Benchmark Your Own Self-Improvement Method

GRASP is one point in a space of methods that improve an agent from its own experience. The harness lets you drop in your own method and run it on the same tasks GRASP uses, so comparisons are apples-to-apples.


The contract

A method is a subclass of grasp.Method. The harness constructs it with a resolved config, a run directory to write into, and the Task to learn on, then calls run() once.

from grasp import Method
from grasp.agent import build_agent

class MyMethod(Method):
    # self.config: dict   self.run_dir: Path   self.task: Task
    def run(self) -> None:
        dev = self.task.samples("dev")
        val = self.task.samples("val")
        agent = build_agent(self.config["agent"])

        for epoch in range(self.config["cycle"]["epochs"]):
            for sample in dev:
                rollout = self.task.rollout(sample, agent)
                correct = self.task.evaluate(sample, rollout)
                # ... update your memory / skills / prompt from failures ...

            # monitor on val (do not learn from it)
            score = sum(self.task.evaluate(s, self.task.rollout(s, agent))
                        for s in val) / len(val)
            # ... write artifacts into self.run_dir ...

If your method injects learned context, wrap the agent the way GRASP does in grasp/cycle.py (see SkillAwareAgent).

Conventional outputs

Not enforced, but writing these makes your runs comparable to GRASP’s with the same tooling:

  • val_scores.json — a list of {epoch, score, ...} (the learning curve)
  • per-epoch logs of what the method did
  • the learned artifact (skill/memory library) under run_dir/

Running it

from grasp import run_method

run_method(MyMethod, MyTask(), "path/to/config.yaml", agent="local")

run_method loads the config, resolves the backend (CLI agent > GRASP_BACKEND env > config agent_preset), creates the run directory, and calls MyMethod(config, run_dir, task).run().

Backend setup

The agent argument (or agent_preset in the config) is a name resolved against a YAML file in <config dir>/agents/. The quickstart ships a local preset at examples/quickstart/configs/agents/local.yaml that works with any OpenAI-compatible endpoint — configure it via env vars:

export OPENAI_BASE_URL="http://localhost:8000/v1"   # your endpoint
export OPENAI_API_KEY="sk-..."                        # or "EMPTY" for local
export GRASP_MODEL="your-model-name"

Copy that file into your own config directory and adjust as needed. A Gemini preset using Vertex AI is at examples/quickstart/configs/agents/gemini.yaml.

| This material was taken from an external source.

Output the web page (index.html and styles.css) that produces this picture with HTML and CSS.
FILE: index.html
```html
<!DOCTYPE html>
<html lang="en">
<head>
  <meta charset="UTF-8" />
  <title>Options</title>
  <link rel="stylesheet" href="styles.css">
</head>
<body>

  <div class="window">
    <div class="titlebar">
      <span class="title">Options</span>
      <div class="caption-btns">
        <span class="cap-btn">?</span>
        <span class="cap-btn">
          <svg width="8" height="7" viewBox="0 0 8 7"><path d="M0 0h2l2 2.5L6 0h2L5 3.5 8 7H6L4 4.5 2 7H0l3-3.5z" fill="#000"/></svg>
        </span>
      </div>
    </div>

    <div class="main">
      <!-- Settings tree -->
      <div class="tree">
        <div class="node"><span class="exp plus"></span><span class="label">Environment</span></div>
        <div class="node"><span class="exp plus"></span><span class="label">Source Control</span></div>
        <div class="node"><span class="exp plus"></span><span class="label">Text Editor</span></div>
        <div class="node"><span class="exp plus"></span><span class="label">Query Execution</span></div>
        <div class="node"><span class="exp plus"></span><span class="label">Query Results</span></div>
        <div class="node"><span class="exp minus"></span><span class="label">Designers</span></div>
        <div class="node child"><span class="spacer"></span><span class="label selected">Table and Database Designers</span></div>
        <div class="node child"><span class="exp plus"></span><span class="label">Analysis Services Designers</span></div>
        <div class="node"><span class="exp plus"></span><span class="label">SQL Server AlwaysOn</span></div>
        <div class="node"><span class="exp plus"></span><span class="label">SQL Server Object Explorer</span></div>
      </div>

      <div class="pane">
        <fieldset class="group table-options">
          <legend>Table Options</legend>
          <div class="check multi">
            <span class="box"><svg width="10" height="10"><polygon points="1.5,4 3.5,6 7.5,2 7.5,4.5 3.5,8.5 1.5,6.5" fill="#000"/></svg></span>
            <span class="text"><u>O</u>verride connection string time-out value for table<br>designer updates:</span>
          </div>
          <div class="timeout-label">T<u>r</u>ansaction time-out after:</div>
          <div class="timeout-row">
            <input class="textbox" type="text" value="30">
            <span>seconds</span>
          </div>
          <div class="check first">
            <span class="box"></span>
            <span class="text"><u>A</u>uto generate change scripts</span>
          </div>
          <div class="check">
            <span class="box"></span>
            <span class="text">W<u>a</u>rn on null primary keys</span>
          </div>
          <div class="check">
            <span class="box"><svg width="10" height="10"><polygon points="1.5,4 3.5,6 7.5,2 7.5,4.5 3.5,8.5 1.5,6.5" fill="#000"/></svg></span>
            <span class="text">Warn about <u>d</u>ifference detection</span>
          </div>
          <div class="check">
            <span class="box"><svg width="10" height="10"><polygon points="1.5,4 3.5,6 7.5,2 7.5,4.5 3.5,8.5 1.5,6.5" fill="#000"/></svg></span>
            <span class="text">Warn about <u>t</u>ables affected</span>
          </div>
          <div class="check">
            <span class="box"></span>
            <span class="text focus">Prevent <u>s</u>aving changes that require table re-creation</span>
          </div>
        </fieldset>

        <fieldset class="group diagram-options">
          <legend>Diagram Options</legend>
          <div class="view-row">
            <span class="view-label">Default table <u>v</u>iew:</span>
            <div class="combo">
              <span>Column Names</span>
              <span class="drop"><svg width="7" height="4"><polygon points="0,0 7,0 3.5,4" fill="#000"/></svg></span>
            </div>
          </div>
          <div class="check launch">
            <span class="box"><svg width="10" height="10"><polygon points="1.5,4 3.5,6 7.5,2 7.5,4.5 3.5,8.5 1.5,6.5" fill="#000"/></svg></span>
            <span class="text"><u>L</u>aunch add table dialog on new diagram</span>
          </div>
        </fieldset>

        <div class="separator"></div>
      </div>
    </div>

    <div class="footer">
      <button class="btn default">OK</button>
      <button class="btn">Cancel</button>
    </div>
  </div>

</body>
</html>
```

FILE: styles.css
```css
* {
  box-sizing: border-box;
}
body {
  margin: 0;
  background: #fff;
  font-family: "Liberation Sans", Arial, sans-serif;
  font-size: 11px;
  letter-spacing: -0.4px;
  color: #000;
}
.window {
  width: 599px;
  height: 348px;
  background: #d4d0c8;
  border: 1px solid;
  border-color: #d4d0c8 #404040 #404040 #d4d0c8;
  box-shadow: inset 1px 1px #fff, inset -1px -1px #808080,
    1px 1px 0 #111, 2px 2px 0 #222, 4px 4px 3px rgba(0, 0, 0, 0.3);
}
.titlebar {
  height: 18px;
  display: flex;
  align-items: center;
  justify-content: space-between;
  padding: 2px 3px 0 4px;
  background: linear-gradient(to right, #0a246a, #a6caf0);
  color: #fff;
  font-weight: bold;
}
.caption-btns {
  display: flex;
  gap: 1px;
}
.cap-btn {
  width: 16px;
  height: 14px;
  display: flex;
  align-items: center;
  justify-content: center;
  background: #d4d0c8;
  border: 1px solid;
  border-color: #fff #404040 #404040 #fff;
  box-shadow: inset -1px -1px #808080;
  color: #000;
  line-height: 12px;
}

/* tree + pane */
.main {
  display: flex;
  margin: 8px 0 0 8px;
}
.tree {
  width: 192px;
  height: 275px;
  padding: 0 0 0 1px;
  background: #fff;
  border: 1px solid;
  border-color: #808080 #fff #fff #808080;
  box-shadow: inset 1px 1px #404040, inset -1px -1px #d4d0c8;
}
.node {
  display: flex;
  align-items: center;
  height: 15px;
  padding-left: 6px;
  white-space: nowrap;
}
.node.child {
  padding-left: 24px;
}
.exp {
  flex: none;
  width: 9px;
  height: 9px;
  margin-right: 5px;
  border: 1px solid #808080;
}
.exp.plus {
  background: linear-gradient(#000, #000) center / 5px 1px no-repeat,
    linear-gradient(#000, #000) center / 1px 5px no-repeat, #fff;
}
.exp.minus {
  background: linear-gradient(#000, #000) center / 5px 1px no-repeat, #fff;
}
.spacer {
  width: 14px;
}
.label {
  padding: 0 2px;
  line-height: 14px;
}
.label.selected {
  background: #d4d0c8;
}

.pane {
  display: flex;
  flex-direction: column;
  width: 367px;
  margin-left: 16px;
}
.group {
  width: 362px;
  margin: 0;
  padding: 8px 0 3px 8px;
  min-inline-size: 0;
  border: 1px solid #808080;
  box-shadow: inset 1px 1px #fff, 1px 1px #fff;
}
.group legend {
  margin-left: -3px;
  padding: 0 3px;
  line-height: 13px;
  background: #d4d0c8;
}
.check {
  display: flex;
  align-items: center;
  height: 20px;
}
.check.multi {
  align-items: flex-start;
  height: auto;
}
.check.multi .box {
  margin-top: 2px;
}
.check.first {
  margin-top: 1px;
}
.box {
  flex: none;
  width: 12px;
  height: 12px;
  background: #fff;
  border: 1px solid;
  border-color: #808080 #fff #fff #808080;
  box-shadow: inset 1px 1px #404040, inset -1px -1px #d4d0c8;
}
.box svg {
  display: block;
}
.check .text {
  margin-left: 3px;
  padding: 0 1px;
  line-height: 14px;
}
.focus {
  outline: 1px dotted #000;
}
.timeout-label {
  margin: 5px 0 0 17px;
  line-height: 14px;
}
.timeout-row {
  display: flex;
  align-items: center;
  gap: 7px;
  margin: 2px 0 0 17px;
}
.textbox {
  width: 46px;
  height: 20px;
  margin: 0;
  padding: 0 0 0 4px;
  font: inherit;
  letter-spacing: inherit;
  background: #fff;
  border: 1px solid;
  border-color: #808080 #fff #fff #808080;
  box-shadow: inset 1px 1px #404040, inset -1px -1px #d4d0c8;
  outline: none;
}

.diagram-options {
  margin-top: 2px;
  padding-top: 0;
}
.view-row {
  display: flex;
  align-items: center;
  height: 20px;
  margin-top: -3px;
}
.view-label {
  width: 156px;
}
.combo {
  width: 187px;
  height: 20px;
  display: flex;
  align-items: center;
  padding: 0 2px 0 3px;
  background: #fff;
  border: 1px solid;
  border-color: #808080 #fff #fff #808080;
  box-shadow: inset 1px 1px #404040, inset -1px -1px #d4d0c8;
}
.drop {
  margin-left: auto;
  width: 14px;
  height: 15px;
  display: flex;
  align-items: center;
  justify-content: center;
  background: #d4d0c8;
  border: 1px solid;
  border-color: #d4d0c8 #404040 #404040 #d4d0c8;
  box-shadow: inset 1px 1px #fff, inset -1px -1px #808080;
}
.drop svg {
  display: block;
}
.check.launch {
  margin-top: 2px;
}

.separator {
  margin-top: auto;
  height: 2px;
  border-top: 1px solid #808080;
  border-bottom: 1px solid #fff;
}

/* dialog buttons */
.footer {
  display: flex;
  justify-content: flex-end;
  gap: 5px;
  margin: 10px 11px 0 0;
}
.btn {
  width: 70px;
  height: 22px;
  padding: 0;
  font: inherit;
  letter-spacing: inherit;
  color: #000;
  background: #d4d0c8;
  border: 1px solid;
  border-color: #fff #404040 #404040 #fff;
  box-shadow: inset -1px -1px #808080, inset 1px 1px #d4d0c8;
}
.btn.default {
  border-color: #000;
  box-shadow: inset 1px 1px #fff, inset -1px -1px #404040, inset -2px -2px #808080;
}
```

Worked references: the five baselines

The paper implements five self-improvement baselines alongside GRASP, one per benchmark directory. They predate the Method base class but follow the same __init__(config, run_dir, …) + run() shape and are the best concrete templates to read and diff against.

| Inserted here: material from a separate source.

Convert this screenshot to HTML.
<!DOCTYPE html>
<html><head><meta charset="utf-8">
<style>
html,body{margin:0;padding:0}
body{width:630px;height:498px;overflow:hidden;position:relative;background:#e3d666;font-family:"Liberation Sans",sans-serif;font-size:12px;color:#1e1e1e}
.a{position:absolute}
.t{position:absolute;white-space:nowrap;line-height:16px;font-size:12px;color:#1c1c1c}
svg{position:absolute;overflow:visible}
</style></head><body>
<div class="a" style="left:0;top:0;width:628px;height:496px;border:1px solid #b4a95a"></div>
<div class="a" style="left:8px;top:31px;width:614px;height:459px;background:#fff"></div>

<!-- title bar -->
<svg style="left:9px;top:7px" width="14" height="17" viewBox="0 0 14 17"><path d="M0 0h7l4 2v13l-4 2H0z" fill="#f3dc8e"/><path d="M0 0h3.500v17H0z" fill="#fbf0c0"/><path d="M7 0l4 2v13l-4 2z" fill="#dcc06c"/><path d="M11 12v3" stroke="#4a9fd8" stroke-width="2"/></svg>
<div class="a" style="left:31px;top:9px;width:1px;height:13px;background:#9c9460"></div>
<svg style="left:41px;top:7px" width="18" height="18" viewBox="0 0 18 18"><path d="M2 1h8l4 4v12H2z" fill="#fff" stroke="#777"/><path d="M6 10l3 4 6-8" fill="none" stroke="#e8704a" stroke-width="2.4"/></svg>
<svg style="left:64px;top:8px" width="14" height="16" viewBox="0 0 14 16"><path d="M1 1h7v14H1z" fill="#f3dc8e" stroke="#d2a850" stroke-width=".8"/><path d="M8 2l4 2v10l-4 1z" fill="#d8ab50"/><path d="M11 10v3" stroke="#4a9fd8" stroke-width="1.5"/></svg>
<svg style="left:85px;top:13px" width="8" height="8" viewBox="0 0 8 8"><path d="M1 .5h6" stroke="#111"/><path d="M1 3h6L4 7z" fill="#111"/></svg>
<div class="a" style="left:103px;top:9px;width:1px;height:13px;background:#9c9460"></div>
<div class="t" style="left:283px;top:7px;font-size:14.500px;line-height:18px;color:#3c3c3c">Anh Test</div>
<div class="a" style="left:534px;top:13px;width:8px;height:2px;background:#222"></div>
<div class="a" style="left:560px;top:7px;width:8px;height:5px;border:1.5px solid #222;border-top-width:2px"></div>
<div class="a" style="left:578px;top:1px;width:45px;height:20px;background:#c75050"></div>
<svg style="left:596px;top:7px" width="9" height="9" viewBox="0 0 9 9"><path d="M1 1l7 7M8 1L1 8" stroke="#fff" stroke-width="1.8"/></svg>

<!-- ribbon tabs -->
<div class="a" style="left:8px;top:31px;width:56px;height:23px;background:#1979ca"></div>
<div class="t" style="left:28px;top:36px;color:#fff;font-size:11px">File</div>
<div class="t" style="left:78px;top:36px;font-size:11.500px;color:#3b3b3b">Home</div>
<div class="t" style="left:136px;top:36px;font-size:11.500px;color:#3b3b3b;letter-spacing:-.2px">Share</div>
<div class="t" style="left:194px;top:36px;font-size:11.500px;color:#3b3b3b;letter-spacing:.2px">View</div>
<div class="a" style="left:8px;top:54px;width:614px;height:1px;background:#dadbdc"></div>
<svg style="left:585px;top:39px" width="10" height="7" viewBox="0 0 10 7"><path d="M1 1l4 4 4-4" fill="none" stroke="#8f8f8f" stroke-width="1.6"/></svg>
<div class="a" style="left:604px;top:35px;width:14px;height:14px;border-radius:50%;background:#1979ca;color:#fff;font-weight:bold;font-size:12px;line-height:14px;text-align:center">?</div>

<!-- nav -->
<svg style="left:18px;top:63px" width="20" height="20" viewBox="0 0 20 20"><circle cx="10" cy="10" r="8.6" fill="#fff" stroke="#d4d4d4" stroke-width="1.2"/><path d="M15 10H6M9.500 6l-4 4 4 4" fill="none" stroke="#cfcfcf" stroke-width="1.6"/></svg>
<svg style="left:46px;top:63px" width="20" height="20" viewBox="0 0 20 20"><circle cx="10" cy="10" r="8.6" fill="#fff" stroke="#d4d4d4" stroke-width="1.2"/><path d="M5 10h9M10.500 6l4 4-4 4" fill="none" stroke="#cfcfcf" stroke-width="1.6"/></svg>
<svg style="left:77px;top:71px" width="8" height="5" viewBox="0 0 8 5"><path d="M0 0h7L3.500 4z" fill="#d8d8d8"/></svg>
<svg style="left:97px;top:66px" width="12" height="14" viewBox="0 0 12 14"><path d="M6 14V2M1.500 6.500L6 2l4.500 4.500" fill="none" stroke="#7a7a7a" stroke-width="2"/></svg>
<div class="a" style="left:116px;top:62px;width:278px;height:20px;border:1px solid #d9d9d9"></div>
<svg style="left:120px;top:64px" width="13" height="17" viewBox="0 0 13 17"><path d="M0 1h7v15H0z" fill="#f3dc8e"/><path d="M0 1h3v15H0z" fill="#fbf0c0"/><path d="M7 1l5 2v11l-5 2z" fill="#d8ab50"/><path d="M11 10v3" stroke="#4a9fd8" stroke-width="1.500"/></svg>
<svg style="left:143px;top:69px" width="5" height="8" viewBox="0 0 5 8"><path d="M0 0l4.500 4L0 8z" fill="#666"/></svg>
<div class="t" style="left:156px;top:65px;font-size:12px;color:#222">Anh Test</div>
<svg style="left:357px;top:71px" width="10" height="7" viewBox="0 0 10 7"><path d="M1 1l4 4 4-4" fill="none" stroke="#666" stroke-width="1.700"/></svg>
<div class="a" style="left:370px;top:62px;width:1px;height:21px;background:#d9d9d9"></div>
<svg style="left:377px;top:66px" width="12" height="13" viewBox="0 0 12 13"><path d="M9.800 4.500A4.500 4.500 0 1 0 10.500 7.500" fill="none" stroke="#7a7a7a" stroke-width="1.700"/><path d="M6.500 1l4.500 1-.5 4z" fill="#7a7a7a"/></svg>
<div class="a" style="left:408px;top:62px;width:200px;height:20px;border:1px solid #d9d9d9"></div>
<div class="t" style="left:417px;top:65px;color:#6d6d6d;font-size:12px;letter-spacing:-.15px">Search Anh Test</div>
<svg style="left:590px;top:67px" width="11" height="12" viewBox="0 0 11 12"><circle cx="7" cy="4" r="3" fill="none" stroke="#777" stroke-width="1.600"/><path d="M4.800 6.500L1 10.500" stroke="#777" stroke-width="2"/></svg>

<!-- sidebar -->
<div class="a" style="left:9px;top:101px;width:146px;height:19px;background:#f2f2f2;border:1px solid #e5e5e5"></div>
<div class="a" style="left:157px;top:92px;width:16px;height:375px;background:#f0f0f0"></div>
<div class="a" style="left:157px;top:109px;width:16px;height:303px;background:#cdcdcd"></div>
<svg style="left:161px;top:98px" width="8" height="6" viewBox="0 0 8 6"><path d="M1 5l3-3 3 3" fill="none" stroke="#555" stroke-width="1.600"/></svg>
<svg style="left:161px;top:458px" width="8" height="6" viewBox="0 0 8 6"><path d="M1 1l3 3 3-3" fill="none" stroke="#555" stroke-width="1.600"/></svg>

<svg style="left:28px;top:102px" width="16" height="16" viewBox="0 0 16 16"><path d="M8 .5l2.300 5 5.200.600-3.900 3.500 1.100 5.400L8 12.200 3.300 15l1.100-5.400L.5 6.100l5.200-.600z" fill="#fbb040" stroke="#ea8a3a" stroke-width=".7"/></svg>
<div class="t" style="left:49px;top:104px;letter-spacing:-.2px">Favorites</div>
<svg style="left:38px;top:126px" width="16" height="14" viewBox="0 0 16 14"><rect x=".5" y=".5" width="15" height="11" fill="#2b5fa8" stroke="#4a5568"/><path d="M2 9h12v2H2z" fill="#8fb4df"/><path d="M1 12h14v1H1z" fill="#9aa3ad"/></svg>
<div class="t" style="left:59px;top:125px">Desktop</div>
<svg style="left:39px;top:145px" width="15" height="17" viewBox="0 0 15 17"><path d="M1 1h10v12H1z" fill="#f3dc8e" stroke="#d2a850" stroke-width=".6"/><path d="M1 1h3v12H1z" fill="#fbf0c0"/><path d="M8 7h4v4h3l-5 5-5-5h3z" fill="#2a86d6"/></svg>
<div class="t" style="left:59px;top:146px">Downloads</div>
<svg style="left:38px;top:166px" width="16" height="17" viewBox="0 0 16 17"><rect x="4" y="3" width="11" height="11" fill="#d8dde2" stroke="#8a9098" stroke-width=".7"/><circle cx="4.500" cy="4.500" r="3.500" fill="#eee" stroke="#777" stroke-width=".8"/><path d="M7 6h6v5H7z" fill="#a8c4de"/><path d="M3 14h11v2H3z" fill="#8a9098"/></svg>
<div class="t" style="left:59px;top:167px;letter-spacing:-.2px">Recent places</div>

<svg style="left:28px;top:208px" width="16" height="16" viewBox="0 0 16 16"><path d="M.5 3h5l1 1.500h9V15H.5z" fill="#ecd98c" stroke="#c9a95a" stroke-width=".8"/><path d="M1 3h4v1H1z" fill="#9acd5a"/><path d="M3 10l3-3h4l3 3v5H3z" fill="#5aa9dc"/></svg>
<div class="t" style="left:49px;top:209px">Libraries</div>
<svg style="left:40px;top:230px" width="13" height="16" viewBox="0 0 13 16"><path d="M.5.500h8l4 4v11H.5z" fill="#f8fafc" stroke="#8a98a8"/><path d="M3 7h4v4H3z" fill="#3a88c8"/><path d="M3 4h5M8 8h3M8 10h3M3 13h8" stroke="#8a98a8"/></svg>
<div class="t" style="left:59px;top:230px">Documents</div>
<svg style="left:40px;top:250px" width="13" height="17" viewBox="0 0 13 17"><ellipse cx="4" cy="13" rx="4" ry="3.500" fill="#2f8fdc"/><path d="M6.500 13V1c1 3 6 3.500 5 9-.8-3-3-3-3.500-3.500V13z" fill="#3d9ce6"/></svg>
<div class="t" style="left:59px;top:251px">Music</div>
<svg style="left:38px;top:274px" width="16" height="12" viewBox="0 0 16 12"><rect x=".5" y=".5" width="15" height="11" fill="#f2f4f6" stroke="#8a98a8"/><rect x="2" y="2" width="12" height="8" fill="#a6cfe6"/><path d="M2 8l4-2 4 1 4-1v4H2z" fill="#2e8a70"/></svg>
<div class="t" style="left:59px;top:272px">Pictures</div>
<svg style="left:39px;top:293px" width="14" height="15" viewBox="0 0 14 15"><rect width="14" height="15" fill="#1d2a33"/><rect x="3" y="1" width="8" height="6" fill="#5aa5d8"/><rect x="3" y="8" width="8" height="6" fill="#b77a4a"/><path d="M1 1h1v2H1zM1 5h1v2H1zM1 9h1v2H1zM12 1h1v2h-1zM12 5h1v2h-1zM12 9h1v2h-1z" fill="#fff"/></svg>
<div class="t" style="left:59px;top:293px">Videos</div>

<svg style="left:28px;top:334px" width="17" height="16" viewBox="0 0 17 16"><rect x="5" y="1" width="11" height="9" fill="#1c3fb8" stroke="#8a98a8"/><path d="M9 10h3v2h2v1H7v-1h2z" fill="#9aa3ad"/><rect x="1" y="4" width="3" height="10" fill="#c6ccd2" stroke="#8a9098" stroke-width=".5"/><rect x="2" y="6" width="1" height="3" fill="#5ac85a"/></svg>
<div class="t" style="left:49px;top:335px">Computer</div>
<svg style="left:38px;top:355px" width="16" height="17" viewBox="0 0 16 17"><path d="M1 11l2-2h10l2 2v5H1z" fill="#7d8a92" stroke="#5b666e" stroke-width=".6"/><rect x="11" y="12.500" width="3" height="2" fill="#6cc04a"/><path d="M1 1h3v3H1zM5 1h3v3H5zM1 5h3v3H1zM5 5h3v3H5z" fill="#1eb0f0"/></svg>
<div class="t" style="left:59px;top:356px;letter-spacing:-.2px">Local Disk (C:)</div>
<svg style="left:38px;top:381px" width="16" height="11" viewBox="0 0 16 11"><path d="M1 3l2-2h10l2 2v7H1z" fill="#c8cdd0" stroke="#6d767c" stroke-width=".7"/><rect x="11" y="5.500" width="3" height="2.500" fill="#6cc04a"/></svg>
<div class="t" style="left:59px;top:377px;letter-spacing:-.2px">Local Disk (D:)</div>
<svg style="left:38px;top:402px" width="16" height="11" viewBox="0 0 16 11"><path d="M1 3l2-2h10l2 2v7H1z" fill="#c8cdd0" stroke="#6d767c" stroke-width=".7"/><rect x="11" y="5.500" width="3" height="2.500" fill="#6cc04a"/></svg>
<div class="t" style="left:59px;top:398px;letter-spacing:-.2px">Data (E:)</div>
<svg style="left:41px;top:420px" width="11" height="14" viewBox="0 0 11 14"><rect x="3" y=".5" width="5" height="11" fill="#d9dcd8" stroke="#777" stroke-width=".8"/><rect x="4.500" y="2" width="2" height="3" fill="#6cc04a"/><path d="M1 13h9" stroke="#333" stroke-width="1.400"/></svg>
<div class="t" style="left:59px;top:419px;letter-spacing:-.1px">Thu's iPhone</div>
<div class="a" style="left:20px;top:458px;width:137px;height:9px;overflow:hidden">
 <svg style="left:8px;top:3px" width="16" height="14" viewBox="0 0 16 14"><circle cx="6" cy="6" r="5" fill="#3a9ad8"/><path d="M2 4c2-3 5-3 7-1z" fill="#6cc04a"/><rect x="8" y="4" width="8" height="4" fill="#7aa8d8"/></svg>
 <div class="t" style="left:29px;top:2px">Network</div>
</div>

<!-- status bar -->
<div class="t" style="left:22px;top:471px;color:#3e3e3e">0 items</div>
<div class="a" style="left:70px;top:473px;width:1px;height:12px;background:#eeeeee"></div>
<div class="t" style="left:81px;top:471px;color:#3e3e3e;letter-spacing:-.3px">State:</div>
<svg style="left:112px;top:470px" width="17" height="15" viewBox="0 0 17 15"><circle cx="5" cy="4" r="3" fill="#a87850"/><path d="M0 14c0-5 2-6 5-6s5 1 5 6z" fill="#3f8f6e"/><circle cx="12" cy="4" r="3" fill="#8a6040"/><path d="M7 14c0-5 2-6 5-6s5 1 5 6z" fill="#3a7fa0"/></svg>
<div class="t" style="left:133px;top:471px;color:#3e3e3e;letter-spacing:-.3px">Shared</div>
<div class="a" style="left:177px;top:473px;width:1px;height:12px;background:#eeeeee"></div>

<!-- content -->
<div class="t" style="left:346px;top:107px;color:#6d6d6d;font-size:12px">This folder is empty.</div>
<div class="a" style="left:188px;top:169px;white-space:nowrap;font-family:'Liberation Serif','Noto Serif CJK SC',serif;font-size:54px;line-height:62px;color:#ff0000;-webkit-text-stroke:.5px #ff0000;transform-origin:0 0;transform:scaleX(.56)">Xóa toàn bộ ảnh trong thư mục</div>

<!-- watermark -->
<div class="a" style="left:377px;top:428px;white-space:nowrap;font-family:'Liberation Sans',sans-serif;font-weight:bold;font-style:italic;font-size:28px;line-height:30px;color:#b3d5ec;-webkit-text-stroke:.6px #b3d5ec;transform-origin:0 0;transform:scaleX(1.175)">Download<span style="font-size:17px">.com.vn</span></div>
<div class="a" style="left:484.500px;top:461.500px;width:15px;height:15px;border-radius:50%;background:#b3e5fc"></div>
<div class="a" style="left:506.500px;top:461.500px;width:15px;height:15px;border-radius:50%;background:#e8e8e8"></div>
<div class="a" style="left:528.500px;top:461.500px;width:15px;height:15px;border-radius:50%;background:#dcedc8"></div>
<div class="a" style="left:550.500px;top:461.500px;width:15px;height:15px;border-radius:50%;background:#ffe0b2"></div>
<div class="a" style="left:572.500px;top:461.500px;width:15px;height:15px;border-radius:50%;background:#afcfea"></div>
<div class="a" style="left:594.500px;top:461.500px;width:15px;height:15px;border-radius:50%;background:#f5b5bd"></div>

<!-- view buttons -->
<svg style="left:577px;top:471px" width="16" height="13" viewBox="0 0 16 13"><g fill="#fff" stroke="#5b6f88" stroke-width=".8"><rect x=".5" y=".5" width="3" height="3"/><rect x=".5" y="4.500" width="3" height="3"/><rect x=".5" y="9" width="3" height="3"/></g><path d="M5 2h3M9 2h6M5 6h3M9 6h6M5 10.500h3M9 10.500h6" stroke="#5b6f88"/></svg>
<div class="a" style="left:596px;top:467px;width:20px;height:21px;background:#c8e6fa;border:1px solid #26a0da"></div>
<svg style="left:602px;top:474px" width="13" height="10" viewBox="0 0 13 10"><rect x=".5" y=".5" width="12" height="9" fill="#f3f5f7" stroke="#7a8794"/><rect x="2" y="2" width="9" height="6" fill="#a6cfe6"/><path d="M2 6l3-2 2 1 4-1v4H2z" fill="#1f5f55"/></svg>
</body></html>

Entry point Paper name Idea
grasp GRASP (ours) Regression-gated skill library
memory_cycle Sequential memory Append lessons after each sample
batch_memory_cycle Batch memory Summarize a batch into memory
expel_cycle ExpeL Insight extraction from successes and failures
evo_memory_cycle Evo-MedAgent Evolutionary memory updates
skillx_cycle SkillX Skill extraction baseline

Each *_cycle.py entry point lives in benchmarks/MedAgentBench/src/ alongside its supporting package. To benchmark a new method, implement Method.run() and run it on the same Task and config.